Let us take a simple example: We have a player-class that has to use resources from various ‘service providers’ (eg other classes in our design). Assume we’ve written our ‘service providers’ as event driven classes – meaning, notifying of a loaded asset using an event. Given this scenario our class will have to contain various onResourceLoaded member functions per ‘service-provider’ it works with. It will look something like this:

While this approach can be employed,  it forces our ‘player-class’ to create a call-back per service-provider (the area in a dotted square) and write some logic to synchronize the resources until the class can make use of all the data. Essentially our player-class has to have (N-service-providers + 1 [update function])  functions at least that all change internal data in our player-class.
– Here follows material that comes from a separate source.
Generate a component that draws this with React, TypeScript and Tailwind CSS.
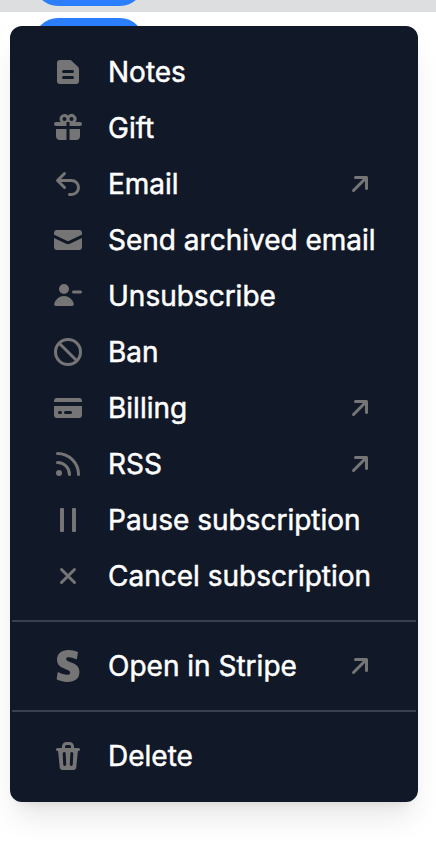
import type { ReactNode } from 'react';

interface MenuItem {
  label: string;
  icon: ReactNode;
  external?: boolean;
}

interface IconProps {
  children: ReactNode;
  viewBox?: string;
}

function Icon({ children, viewBox = '0 0 16 16' }: IconProps) {
  return (
    <svg
      viewBox={viewBox}
      fill="currentColor"
      fillRule="evenodd"
      clipRule="evenodd"
      className="size-8 shrink-0 text-[#757575]"
      aria-hidden="true"
    >
      {children}
    </svg>
  );
}

const NotesIcon = (
  <Icon>
    <path d="M4 2a1.5 1.5 0 0 0-1.5 1.5v9A1.5 1.5 0 0 0 4 14h8a1.5 1.5 0 0 0 1.5-1.5V6.621a1.5 1.5 0 0 0-.44-1.06L9.94 2.439A1.5 1.5 0 0 0 8.878 2H4Zm1 5.75A.75.75 0 0 1 5.75 7h4.5a.75.75 0 0 1 0 1.5h-4.5A.75.75 0 0 1 5 7.75Zm0 3a.75.75 0 0 1 .75-.75h4.5a.75.75 0 0 1 0 1.5h-4.5a.75.75 0 0 1-.75-.75Z" />
  </Icon>
);

const GiftIcon = (
  <Icon>
    <path d="M3.75 3.5c0 .563.186 1.082.5 1.5H2a1 1 0 0 0 0 2h5.25V5h1.5v2H14a1 1 0 1 0 0-2h-2.25A2.5 2.5 0 0 0 8 1.714 2.5 2.5 0 0 0 3.75 3.5Zm3.499 0a1 1 0 1 0-2 0 1 1 0 0 0 2 0Zm3.5 0a1 1 0 1 0-2 0 1 1 0 0 0 2 0Z" />
    <path d="M7.25 8.5H2V12a2 2 0 0 0 2 2h3.25V8.5ZM8.75 14V8.5H14V12a2 2 0 0 1-2 2H8.75Z" />
  </Icon>
);

const ReplyIcon = (
  <Icon>
    <path d="M12.5 9.75A2.75 2.75 0 0 0 9.75 7H4.56l2.22 2.22a.75.75 0 1 1-1.06 1.06l-3.5-3.5a.75.75 0 0 1 0-1.06l3.5-3.5a.75.75 0 0 1 1.06 1.06L4.56 5.5h5.19a4.25 4.25 0 0 1 0 8.5h-1a.75.75 0 0 1 0-1.5h1a2.75 2.75 0 0 0 2.75-2.75Z" />
  </Icon>
);

const EnvelopeIcon = (
  <Icon>
    <path d="M2.5 3A1.5 1.5 0 0 0 1 4.5v.793c.026.009.051.02.076.032L7.674 8.51c.206.1.446.1.652 0l6.598-3.185A.755.755 0 0 1 15 5.293V4.5A1.5 1.5 0 0 0 13.5 3h-11Z" />
    <path d="M15 6.954 8.978 9.86a2.25 2.25 0 0 1-1.956 0L1 6.954V11.5A1.5 1.5 0 0 0 2.5 13h11a1.5 1.5 0 0 0 1.5-1.5V6.954Z" />
  </Icon>
);

const UserMinusIcon = (
  <Icon>
    <path d="M8.5 4.5a2.5 2.5 0 1 1-5 0 2.5 2.5 0 0 1 5 0ZM10.9 12.006c.11.542-.348.994-.9.994H2c-.553 0-1.01-.452-.902-.994a5.002 5.002 0 0 1 9.803 0ZM10.75 5.25a.75.75 0 0 0 0 1.5h3.5a.75.75 0 0 0 0-1.5h-3.5Z" />
  </Icon>
);

const BanIcon = (
  <Icon>
    <g fill="none" stroke="currentColor" strokeWidth="1.5">
      <circle cx="8" cy="8" r="6.25" />
      <path d="m3.6 3.6 8.8 8.8" />
    </g>
  </Icon>
);

const CardIcon = (
  <Icon>
    <path d="M2.5 3A1.5 1.5 0 0 0 1 4.5V5h14v-.5A1.5 1.5 0 0 0 13.5 3h-11Z" />
    <path d="M15 7H1v4.5A1.5 1.5 0 0 0 2.5 13h11a1.5 1.5 0 0 0 1.5-1.5V7ZM3 10.25a.75.75 0 0 1 .75-.75h.5a.75.75 0 0 1 0 1.5h-.5a.75.75 0 0 1-.75-.75Zm3.75-.75a.75.75 0 0 0 0 1.5h2.5a.75.75 0 0 0 0-1.5h-2.5Z" />
  </Icon>
);

const RssIcon = (
  <Icon>
    <circle cx="3.5" cy="12.5" r="1.5" />
    <g fill="none" stroke="currentColor" strokeWidth="1.5" strokeLinecap="round">
      <path d="M2.75 2.75a10.5 10.5 0 0 1 10.5 10.5" />
      <path d="M2.75 7.25a6 6 0 0 1 6 6" />
    </g>
  </Icon>
);

const PauseIcon = (
  <Icon>
    <rect x="4" y="2" width="2" height="12" rx="0.5" />
    <rect x="10" y="2" width="2" height="12" rx="0.5" />
  </Icon>
);

const CancelIcon = (
  <Icon>
    <path
      d="m4.75 4.75 6.5 6.5m0-6.5-6.5 6.5"
      stroke="currentColor"
      strokeWidth="1.5"
      strokeLinecap="round"
    />
  </Icon>
);

const StripeIcon = (
  <Icon viewBox="0 0 24 24">
    <path d="M13.976 9.15c-2.172-.806-3.356-1.426-3.356-2.409 0-.831.683-1.305 1.901-1.305 2.227 0 4.515.858 6.09 1.631l.89-5.494C18.252.975 15.697 0 12.165 0 9.667 0 7.589.654 6.104 1.872 4.56 3.147 3.757 4.992 3.757 7.218c0 4.039 2.467 5.76 6.476 7.219 2.585.92 3.445 1.574 3.445 2.583 0 .98-.84 1.545-2.354 1.545-1.875 0-4.965-.921-6.99-2.109l-.9 5.555C5.175 22.99 8.385 24 11.714 24c2.641 0 4.843-.624 6.328-1.813 1.664-1.305 2.525-3.236 2.525-5.732 0-4.128-2.524-5.851-6.594-7.305h.003z" />
  </Icon>
);

const TrashIcon = (
  <Icon>
    <path d="M5 3.25V4H2.75a.75.75 0 0 0 0 1.5h.3l.815 8.15A1.5 1.5 0 0 0 5.357 15h5.285a1.5 1.5 0 0 0 1.493-1.35l.815-8.15h.3a.75.75 0 0 0 0-1.5H11v-.75A2.25 2.25 0 0 0 8.75 1h-1.5A2.25 2.25 0 0 0 5 3.25Zm2.25-.75a.75.75 0 0 0-.75.75V4h3v-.75a.75.75 0 0 0-.75-.75h-1.5ZM6.05 6a.75.75 0 0 1 .787.713l.275 5.5a.75.75 0 0 1-1.498.075l-.275-5.5A.75.75 0 0 1 6.05 6Zm3.9 0a.75.75 0 0 1 .712.787l-.275 5.5a.75.75 0 0 1-1.498-.075l.275-5.5a.75.75 0 0 1 .786-.711Z" />
  </Icon>
);

const ExternalIcon = (
  <Icon>
    <path d="M4.22 11.78a.75.75 0 0 1 0-1.06L9.44 5.5H5.75a.75.75 0 0 1 0-1.5h5.5a.75.75 0 0 1 .75.75v5.5a.75.75 0 0 1-1.5 0V6.56l-5.22 5.22a.75.75 0 0 1-1.06 0Z" />
  </Icon>
);

const SECTIONS: MenuItem[][] = [
  [
    { label: 'Notes', icon: NotesIcon },
    { label: 'Gift', icon: GiftIcon },
    { label: 'Email', icon: ReplyIcon, external: true },
    { label: 'Send archived email', icon: EnvelopeIcon },
    { label: 'Unsubscribe', icon: UserMinusIcon },
    { label: 'Ban', icon: BanIcon },
    { label: 'Billing', icon: CardIcon, external: true },
    { label: 'RSS', icon: RssIcon, external: true },
    { label: 'Pause subscription', icon: PauseIcon },
    { label: 'Cancel subscription', icon: CancelIcon },
  ],
  [{ label: 'Open in Stripe', icon: StripeIcon, external: true }],
  [{ label: 'Delete', icon: TrashIcon }],
];

function MenuRow({ label, icon, external }: MenuItem) {
  return (
    <button
      type="button"
      role="menuitem"
      className="flex h-14 w-full items-center pr-10 pl-10 text-left"
    >
      {icon}
      <span className="ml-6 flex-1 whitespace-nowrap text-[28px] leading-10 text-white [-webkit-text-stroke:0.5px_white]">
        {label}
      </span>
      {external && ExternalIcon}
    </button>
  );
}

export default function App() {
  return (
    <div className="relative h-[862px] w-[436px] overflow-hidden bg-white font-['Inter',sans-serif]">
      {/* table rows behind the menu, only their pills peek out */}
      <div className="flex h-3 items-end bg-[#dddee0] pb-1.5 pl-[34px]">
        <div className="h-12 w-[110px] shrink-0 rounded-full bg-[#2b7fff]" />
      </div>
      <div className="pt-1.5 pl-[34px]">
        <div className="h-12 w-[110px] rounded-full bg-[#2b7fff]" />
      </div>

      <div
        role="menu"
        className="absolute top-[26px] left-2.5 w-[408px] divide-y-2 divide-[#374151] rounded-xl border-2 border-[#111827] bg-[#111827] shadow-[0_20px_30px_-6px_rgba(0,0,0,0.1),0_8px_12px_-8px_rgba(0,0,0,0.1)]"
      >
        {SECTIONS.map((items) => (
          <div key={items[0].label} className="py-4">
            {items.map((item) => (
              <MenuRow key={item.label} {...item} />
            ))}
          </div>
        ))}
      </div>
    </div>
  );
}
If our ‘service-providers’ were written in a “ask if resource is available” rather then “we’ll notify you when the resource is available” we gain several advantages with our player-class. 

  1. We no longer have as many member functions imposed on us by service-providers.
  2. We do not have to make sure all our callback-functions sync well with each other in a scattered manner.
  3. We have one function written in a procedural fashion that handles all our logic.
  4. Code execution is very clear: Start to End. Makes debugging much easier as opposed to a scattered event-system. Events would force us to deal with code execution in an undefined order.
If I had to phrase it, I would call this ‘Procedural OOP’. Procedural programming is considered to be some left-over programming paradigm. Though in reality there is still a lot to be gained if it is used well.